White is a smart player who does a little bit of everything, but a lack of tools probably hurts him in the end. His best work is done at the plate, where he brings a simple, rotational swing with a slight vertical hand load. He generates good bat speed, and he’s strong enough to provide the occasional home run. On top of that, he has an excellent approach, spraying line drives to all fields.
Unfortunately, it’s in the field where he suffers. He has below average foot speed, and that lack of quickness will likely inhibit his range to the extent that he ends up at second or third instead of short. I’m not quite sold that he can’t play short, just that he’d be limited in his effectiveness there, because the arm strength is fine, and he looks nice and fluid in the field.
Furthermore, he draws high marks for his makeup. Actually, I will be interested to see who goes first: Trahan or White. Trahan is a better athlete and has better bat speed, but, he too, will likely be moved off short for different reasons, and his swing is downright busy. If I were a betting man, I’d bet Trahan gets picked first, but like I said, I don’t see much to differentiate the two.
It’s tough finding a pitcher with upside this late in the draft. Most of the college pitchers you’ll see taken at this point are proven college producers who might be too short on stuff to succeed at the professional level, and even if they make it to the big leagues, they can’t be expected to contribute as anything more than a fourth or fifth starter.
Iowa righty Blake Hickman is an affordable college junior, and there’s a chance he’s something more than just filler. Tall and durable-looking at 6-5 and 210 pounds, Hickman is still learning the pitcher’s craft. In 2012, he had been drafted by the Cubs as a catcher, but he didn’t sign, and last year Iowa, impressed by his throwing arm, let Hickman pitch. This year they moved him into the rotation. His arm strength is well above average, showing consistent 90-93 velocity while topping out at 97. His breaking stuff is unrefined, and I’m not sure anyone’s seen a changeup out of him. But I don’t hate how the arm works, and there isn’t much mileage on it.
Hickman’s more of a lottery ticket than you’d typically like, but if you want upside at 53, you need to go with a lottery ticket. And I should point out that just because the Mets found success with a former college infielder-turned-pitcher by the name of Jacob deGrom doesn’t mean all conversions from the field to the mound are successful. And even if Hickman does make it, right now he looks far more likely to succeed out of the bullpen than in the rotation. Either way, he’ll need more time than most college pitchers do.
North Florida outfielder Donnie Dewees is a draft-eligible sophomore, and they typically do have more leverage than most college draftees, so his signability is something of a question. But that said, I do think he’ll sign for roughly slot in the second round.

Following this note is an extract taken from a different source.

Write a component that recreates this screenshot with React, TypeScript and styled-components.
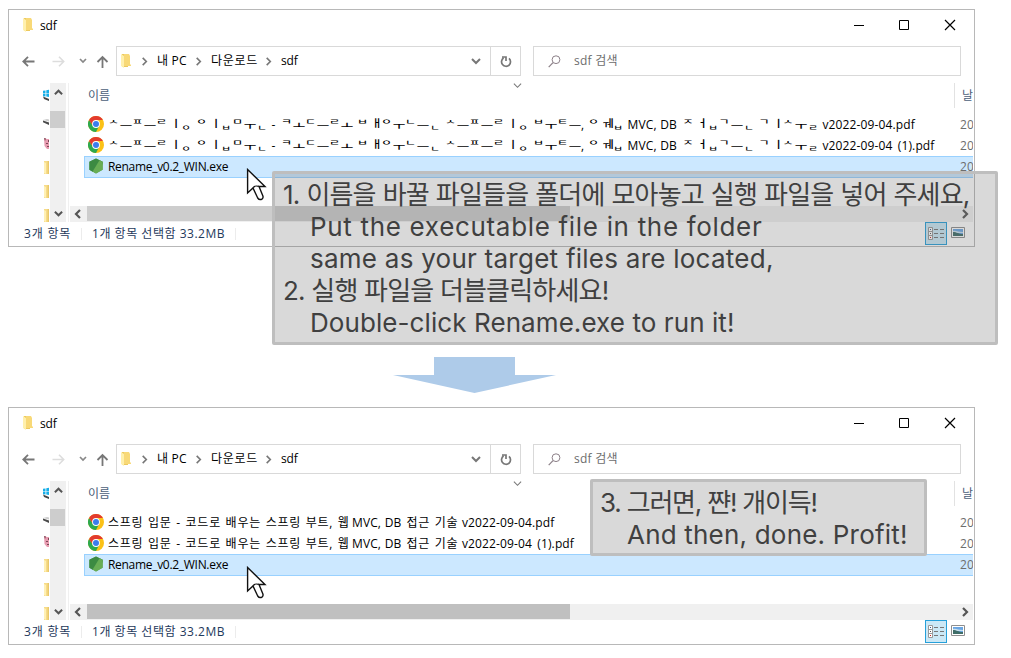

I’m not in love with his swing. He’s a little too busy, and he has one of those weird toe taps where he points his front foot inward, but Dewees has some incredible bat control, and he actually led the nation in base hits this season. Unfortunately, in part because of his weird swing, he doesn’t really get his lower body involved enough, so his power potential is limited despite some natural strength. Instead he mostly just throws his hands at the ball, but some excellent hand-eye coordination, to go along with quick wrists and a selective approach at the plate, gives him an uncanny ability to put bat to ball. He also brings plus speed to the table.
In the field, he plays center for the Ospreys, and there’s a chance he could stay there as a pro. He certainly has the speed for it. Unfortunately, he has a noodle for an arm, and he might end up in left as a result. Still, the combination of the speed with the hit tool, makes Dewees an intriguing option.
So I lied about only looking at college players. Smith has a commitment to Georgia, and I really don’t know how signable he is, but I suspect a slot bonus at 53 would be more than enough to get him to sign. If he were signable he’d be another player with the potential to bring some upside to the Mets’ draft class.
At 17, Smith is very young, one of the youngest players in the draft. There are wildly differing opinions of Smith’s tools: for instance I’ve seen him listed as both a plus runner and average. So a lot of this is going to come down to what teams love him and what teams don’t. If he does, in fact, have plus speed, then it’s possible to imagine him staying in center, even as he continues to fill out his 6-foot-2-inch frame. If not, he’ll end up in right, where he should have enough arm, but there will be more pressure on his bat to produce.
At the plate, there are questions about how much he’ll hit. He has excellent bat speed, and when he connects the ball can absolutely jump off the barrel. And his swing is pretty compact, with a simple hand load from a slightly vertical position that gives his swing path some nice loft. An occasional bat wrap can make it hard for him to square up on the ball properly, and a high leg kick can cause him to commit to his swing too early. Pitch recognition is going to be extremely important for him, and I'm not sure it's reasonable to expect him to hit .250. But he certainly has time to learn, which makes him a very interesting option at 53. Of course, if the Mets fall on the side of the conservative assessments of his tools, then they might have him placed a lot lower on their board.